Jennifer Lopez stars as Kat Valdez, a music superstar about to marry fellow super star Bastian in a live ceremony in front of millions, who learns minutes before the ceremony that Bastian cheated on her. Crushed but wanting to maintain a semblance of dignity, Kat points at a perfect stranger in the crowd and asks him to marry her. The stranger turns out to be Charlie (Owen Wilson), a sweet-natured, socially inept math teacher with a pre-teen daughter. And for some reason, Charlie agrees to marry the superstar in front of millions of people.

We've seen a million rom-coms like this, centered around two people who have absolutely no business being together spending the rest of the running time trying to find romantic common ground. Remember Hugh Grant as the humble bookseller trying to win movie star Julia Roberts in Notting Hill? Well, this is pretty much the same thing, except Roberts is a singer and the bookseller is a math teacher,

What I did like about this screenplay is that it addressed the absurdities of the situation from jump. Kat and Charlie are mobbed right after the ceremony and when Charlie is asked why he did it, I loved his answer.

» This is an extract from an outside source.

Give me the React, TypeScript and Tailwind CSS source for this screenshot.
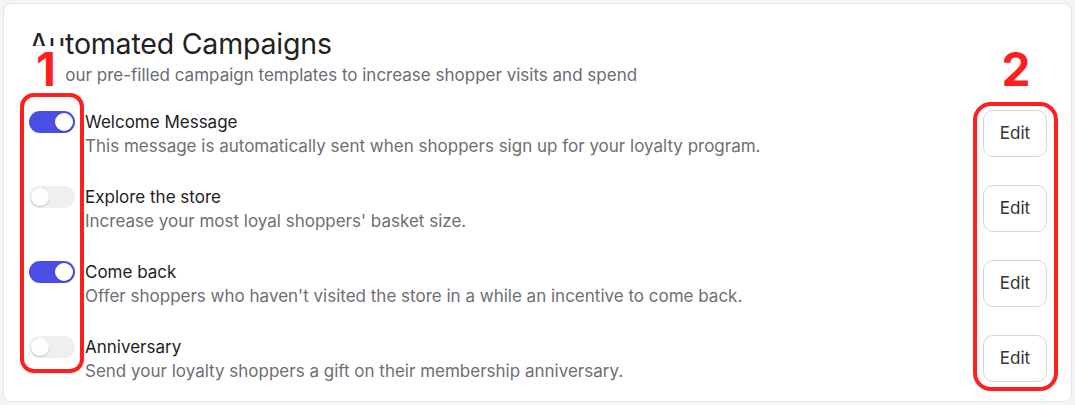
import React from "react";

type Campaign = { title: string; desc: string; on: boolean };

const campaigns: Campaign[] = [
    { title: "Welcome Message", desc: "This message is automatically sent when shoppers sign up for your loyalty program.", on: true },
    { title: "Explore the store", desc: "Increase your most loyal shoppers' basket size.", on: false },
    { title: "Come back", desc: "Offer shoppers who haven't visited the store in a while an incentive to come back.", on: true },
    { title: "Anniversary", desc: "Send your loyalty shoppers a gift on their membership anniversary.", on: false },
];

function Toggle({ on }: { on: boolean }) {
    const track = on ? "bg-[#4b4ee6] justify-end" : "bg-[#efefef] justify-start";
    return (
        <div className={"flex h-[22px] w-[46px] shrink-0 items-center rounded-full px-[2px] " + track}>
            <div className="h-[18px] w-[18px] rounded-full bg-white shadow-[0_1px_2px_rgba(0,0,0,0.2)]" />
        </div>
    );
}

export default function App() {
    return (
        <div className="min-h-screen bg-[#f4f4f5] p-[3px]" style={{ fontFamily: "Inter, 'Noto Sans', sans-serif" }}>
            <div className="relative h-[399px] rounded-lg border border-[#e6e6e6] bg-white pl-[25px] pr-[24px] pt-[21px]">
                <h2 className="text-[28.5px] leading-[38px] tracking-[-0.2px] text-[#222]">Automated Campaigns</h2>
                <p className="text-[17px] leading-[24px] text-[#6b6b72]">Use our pre-filled campaign templates to increase shopper visits and spend</p>

                <div className="mt-[23px] flex flex-col gap-[27px]">
                    {campaigns.map((c) => (
                        <div key={c.title} className="flex items-start justify-between">
                            <div className="flex items-start gap-[10px]">
                                <div className="flex h-[24px] items-center">
                                    <Toggle on={c.on} />
                                </div>
                                <div>
                                    <div className="text-[17px] leading-[24px] text-[#1d1d1f]">{c.title}</div>
                                    <div className="text-[17px] leading-[24px] text-[#6e6e73]">{c.desc}</div>
                                </div>
                            </div>
                            <button className="h-[47px] w-[64px] rounded-[10px] border border-[#d6d6d6] bg-white text-[17px] text-[#333]">Edit</button>
                        </div>
                    ))}
                </div>

                {/* annotations */}
                <div className="absolute left-[22px] top-[42px] w-[40px] bg-white text-center text-[46px] font-bold leading-[46px] text-[#ff1f1f]">1</div>
                <div className="absolute left-[994px] top-[42px] w-[36px] text-center text-[46px] font-bold leading-[46px] text-[#ff1f1f]">2</div>
                <div className="absolute left-[16px] top-[89px] h-[280px] w-[64px] rounded-[14px] border-[4px] border-[#ff1f1f]" />
                <div className="absolute left-[969px] top-[98px] h-[289px] w-[85px] rounded-[18px] border-[4px] border-[#ff1f1f]" />
            </div>
        </div>
    );
}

Then we see Kat address the absurdity of what she did and quickly decide to get in front of it, via a press conference with her and Charlie, probably my favorite scene in the film, where Kat and Charlie play the press like a fiddle. We love the bonding that happens between Kat and Charlie, but we know there has to be something that is going tear them apart and here, it's when Kat and Bastian's record gets nominated for a Grammy.

The screenplay could have used a little tightening...setting up the Charlie character shouldn't have taken as long as it did and Kat's moment of clarity could have come a little sooner, but Kat Coiro's sparkling direction makes us want to hang in.

Lopez appears to be having a ball in a role that fits her like a glove and generates actually chemistry with Wilson, which I really didn't expect. If I had a minor quibble, Wilson spent pretty much the first half of the film whispering his lines and Coiro has to take some blame for that. Latin pop singer Malumo is a smoldering Bastian, Sarah Silverman is fun as Charlie's co-worker/BFF and Chloe Coleman is fresh-faced and sincere as Charlie's daughter. No surprises here, but the journey to the requisite happy ending is just too long for a movie where you know exactly what's going to happen.